According to official statements, ICE agents acted under perceived threat. But video footage, widely circulated and reviewed, raised serious questions. Renee appeared to be leaving the scene. She was unarmed. The use of lethal force appeared excessive to many observers.

What followed proved just as consequential as the incident itself.

Rather than immediately calling for an independent investigation and de-escalation, senior officials framed the event defensively. Language hardened. Responsibility blurred. Sympathy was replaced by suspicion.

That response widened the gap between institutions and the public.

It also triggered protests—first localized, then national.


Why the Protests Are About More Than Immigration

It would be a mistake to read the current demonstrations as a simple defense of undocumented immigration.

Most protesters are not demanding open borders. They are questioning how power is exercised, who is protected, and whether accountability still applies uniformly.

In cities such as New York, Chicago, Minneapolis, and Los Angeles, the slogans reflect this shift: Justice, Due Process, Accountability.

The concern is not that ICE exists. The concern is what ICE is becoming in the public imagination.

When enforcement agencies appear insulated from scrutiny, they stop being neutral instruments of law and begin to resemble political tools—whether or not that was the original intent.


A Familiar Pattern in Political History

History rarely repeats itself exactly, but it often follows recognizable patterns.

In the early 20th century, several democracies weakened not through coups, but through gradual normalization of extraordinary measures. Paramilitary visibility increased. Opposition was portrayed as disorder. Emergency rhetoric justified expanded authority.

Germany in the 1920s is one well-known example, but not the only one. Similar dynamics appeared in parts of Latin America, Eastern Europe, and Asia at different moments.

The lesson is not that America is repeating those histories wholesale. The lesson is that democratic erosion often begins while elections still exist and courts still function.

The danger lies in complacency—assuming institutions will self-correct without public pressure.


Why ICE Matters in the Bigger Picture

ICE’s role today matters because it sits at the intersection of three volatile issues: immigration, national identity, and executive power.

Its increased activity in politically polarized regions has raised questions about selective enforcement. Its internal culture, recruitment practices, and operational secrecy have drawn scrutiny from civil liberties groups.

None of this means the agency is illegitimate. But it does mean it requires stronger oversight, clearer boundaries, and transparent accountability.

Without those, enforcement risks drifting into coercion.


What Happens Next Will Matter Beyond America

The United States remains a global reference point—rightly or wrongly—for democratic norms. When its internal tensions escalate, the ripple effects are felt worldwide.

If democratic safeguards weaken in a superpower, authoritarian governments elsewhere feel emboldened. Norms erode faster. Justifications multiply.

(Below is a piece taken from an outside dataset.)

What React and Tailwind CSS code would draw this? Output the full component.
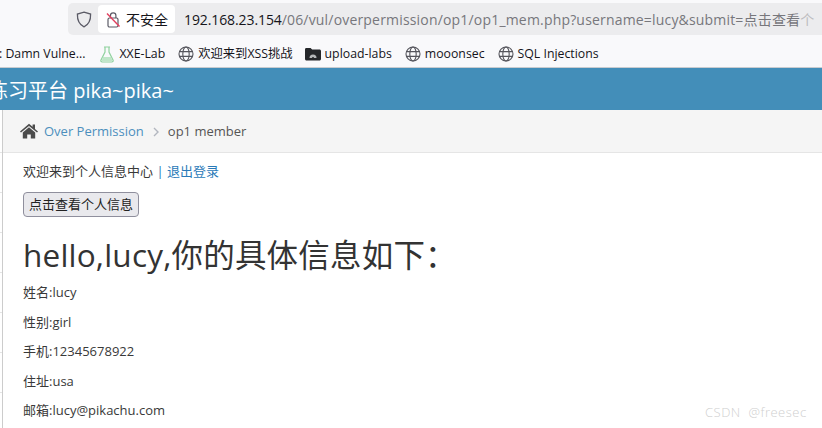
import React from "react";

const Globe = () => (
  <svg width="16" height="16" viewBox="0 0 16 16" fill="none" stroke="#55555c" strokeWidth="1.1" className="shrink-0">
    <circle cx="8" cy="8" r="7" />
    <ellipse cx="8" cy="8" rx="3.2" ry="7" />
    <path d="M1 5.6h14M1 10.4h14" />
  </svg>
);

const Flask = () => (
  <svg width="14" height="17" viewBox="0 0 14 17" fill="none" stroke="#8fd19e" strokeWidth="1.2" className="shrink-0">
    <path d="M4 1h6M5 1v5L1 14c-.5 1.2.2 2 1.3 2h9.4c1.100 0 1.800-.8 1.300-2L9 6V1" />
    <path d="M3 11h8l1.600 4H1.600z" fill="#bfe6c8" stroke="none" />
  </svg>
);

const Folder = () => (
  <svg width="16" height="14" viewBox="0 0 16 14" className="shrink-0">
    <path d="M0 2.500C0 1.400.8 1 1.600 1h4l1.500 1.500h7.300c.9 0 1.600.6 1.600 1.500v8c0 .9-.7 1.500-1.600 1.500H1.600C.7 13.500 0 12.900 0 12z" fill="#25272a" />
    <path d="M4.500 11a3.500 3.500 0 0 1 7 0z" fill="#b5b7b9" />
    <path d="M7 11a1 1 0 0 1 2 0z" fill="#25272a" />
  </svg>
);

const Bookmark = ({ icon, label, className }) => (
  <div className={`flex items-center gap-[4px] ${className}`}>
    {icon}
    <span className="whitespace-nowrap">{label}</span>
  </div>
);

const rows = ["姓名:lucy", "性别:girl", "手机:12345678922", "住址:usa", "邮箱:lucy@pikachu.com"];
const ticks = [0, 1, 2, 3, 4, 5, 6];

export default function App() {
  return (
    <div
      className="relative flex h-[428px] w-[822px] flex-col overflow-hidden bg-white text-[13px] text-[#393939]"
      style={{ fontFamily: '"Open Sans", "Noto Sans CJK SC", sans-serif' }}
    >
      {/* Address row */}
      <div className="flex h-[35px] shrink-0 items-center bg-[#f9f9fb] pt-[3px]">
        <div className="ml-[68px] flex h-[32px] min-w-0 flex-1 items-center overflow-hidden rounded-l-[5px] bg-[#ececee] pl-[8px]">
          <svg width="16" height="17" viewBox="0 0 16 17" fill="none" stroke="#5b5b66" strokeWidth="1.3" className="shrink-0">
            <path d="M8 1.200 14.600 3c.2 6-1.600 10.400-6.600 12.800C3 13.400 1.200 9 1.400 3z" />
          </svg>
          <div className="ml-[6px] flex h-[28px] w-[77px] shrink-0 items-center rounded-[4px] bg-white pl-[8px]">
            <svg width="15" height="17" viewBox="0 0 15 17" fill="none" className="shrink-0">
              <rect x="2" y="7" width="10" height="9" rx="1.500" stroke="#5b5b66" strokeWidth="1.200" />
              <path d="M4.500 7V4.500a2.700 2.700 0 0 1 5.400 0V7" stroke="#5b5b66" strokeWidth="1.200" />
              <path d="M1 2.500 13.500 15.500" stroke="#e2405f" strokeWidth="1.400" />
            </svg>
            <span className="ml-[5px] whitespace-nowrap text-[14px] text-[#15141a]">不安全</span>
          </div>
          <div className="ml-[9px] whitespace-nowrap text-[14px] tracking-[0.18px] text-[#77777c]">
            <span className="tracking-[-0.1px] text-[#15141a]">192.168.23.154</span>/06/vul/overpermission/op1/op1_mem.php?username=lucy&amp;submit=点击查看<span className="text-[#bcbcc0]">个</span>
          </div>
        </div>
      </div>

      {/* Bookmarks */}
      <div className="flex h-[33px] shrink-0 items-center overflow-hidden border-b border-[#c9ccd0] bg-[#f9f9fb] pt-[6px] text-[12.3px] text-[#15141a]">
        <Bookmark label=": Damn Vulne..." className="-ml-[1px]" icon={null} />
        <Bookmark label="XXE-Lab" className="ml-[15px] gap-[5px]" icon={<Flask />} />
        <Bookmark label="欢迎来到XSS挑战" className="ml-[13px]" icon={<Globe />} />
        <Bookmark label="upload-labs" className="ml-[12px]" icon={<Folder />} />
        <Bookmark label="mooonsec" className="ml-[13px]" icon={<Globe />} />
        <Bookmark label="SQL Injections" className="ml-[13px]" icon={<Globe />} />
      </div>

      {/* Site header */}
      <div className="flex h-[42px] shrink-0 items-center overflow-hidden bg-[#438eb9] pt-[4px] text-[20px] whitespace-nowrap text-white">
        <span className="-ml-[12px]">练习平台 pika~pika~</span>
      </div>

      {/* Body */}
      <div className="flex min-h-0 flex-1">
        <div className="w-[3px] shrink-0 border-r border-[#cccccc]">
          <div className="h-[43px] border-b border-[#e5e5e5]" />
          {ticks.map((t) => (
            <div key={t} className="h-[40px] border-b border-[#e5e5e5]" />
          ))}
        </div>
        <div className="min-w-0 flex-1">
          <div className="flex h-[43px] items-center border-b border-[#e5e5e5] bg-[#f5f5f5] pt-[2px] pl-[17px]">
            <svg width="18" height="16" viewBox="0 0 18 16" className="mb-[2px] shrink-0" fill="#4c4c4c">
              <path d="M9 .8 0 8.400l1 1.200L9 2.900l8 6.700 1-1.200-3-2.500V1.500h-2.400v2.300z" />
              <path d="M9 4.300 2.800 9.500V15.500h4.400v-4h3.600v4h4.400V9.500z" />
            </svg>
            <span className="ml-[6px] text-[#4c8fbd]">Over Permission</span>
            <svg width="6" height="10" viewBox="0 0 6 10" fill="none" stroke="#b2b6bf" strokeWidth="1.400" className="ml-[9px] shrink-0">
              <path d="M1 1l4 4-4 4" />
            </svg>
            <span className="ml-[9px] text-[#555555]">op1 member</span>
          </div>

          <div className="pl-[20px]">
            <div className="mt-[9px] h-[19px] leading-[19px]">
              欢迎来到个人信息中心 <span className="text-[#2a7ab8]">| 退出登录</span>
            </div>
            <button className="mt-[11px] block h-[25px] w-[116px] rounded-[4px] border border-[#8f8f9d] bg-[#e9e9ed] text-center text-[13px] leading-none text-[#222222]">
              点击查看个人信息
            </button>
            <h1 className="mt-[18px] h-[40px] text-[31.5px] leading-[40px] tracking-[0.2px] whitespace-nowrap text-[#333333]">hello,lucy,你的具体信息如下：</h1>
            <div className="mt-[7px] flex flex-col gap-[9.5px]">
              {rows.map((r) => (
                <div key={r} className="h-[20px] leading-[20px]">{r}</div>
              ))}
            </div>
          </div>
        </div>
      </div>

      <div className="absolute top-[403px] left-[705px] text-[13px] font-light tracking-[0.5px] whitespace-nowrap text-[#cfcfcf]">CSDN&nbsp; @freesec</div>
    </div>
  );
}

That is why what happens in American streets today is not just an American issue.


A Moment of Choice

The most important fact is this: the system has not collapsed.

Courts still function. Elections are scheduled. Protest remains legal. Journalists still report.

That means this is not an ending. It is a moment of choice.

History shows that democracies survive not because institutions are perfect, but because citizens demand restraint when power expands too far.

The debate unfolding around ICE is, at its core, a debate about limits.

And how that debate is resolved will shape not only America’s future—but the confidence the world places in democratic governance itself.